The Texas Supreme Court held that unilateral contracts can be formed with at-will employees when employers make promises to employees and those employees perform based on that promise. In Vanegas v. American Energy Services, Inc. the Supreme Court was asked to decide the enforceability of an employer’s alleged promise to pay five percent of the proceeds of a sale or merger of the company to employees who were still employed at the time of the merger. The alleged promise arose in the context of a period when the company was performing poorly and the employees were complaining about working long hours with antiquated equipment.
According to the Court’s opinion, a vice-president of the company, in an effort to encourage employees to stay with the company, promised those original employees (of whom there were eight) that if they stayed with the company, they would be paid five percent of the value of any sale or merger. When the company was sold, the seven remaining employees demanded their share of the proceeds. The company refused and the employees sued.
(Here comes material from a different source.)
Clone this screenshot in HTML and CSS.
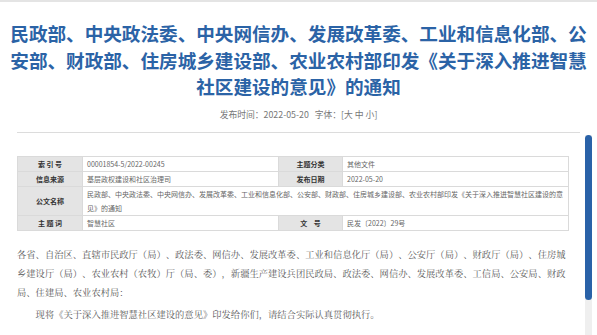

The company argued that because the employees were at-will, any promise to pay those proceeds to the employees was illusory and unenforceable because the employer could have avoided the promise by firing the employees at any time. The employees argued that the promise represented a unilateral contract that, once performed, became a binding enforceable obligation on the part of the employer.
The Court agreed with the employees and held that where an employer makes a unilateral promise to an at-will employee and the employee performs, a binding contract is formed upon that performance.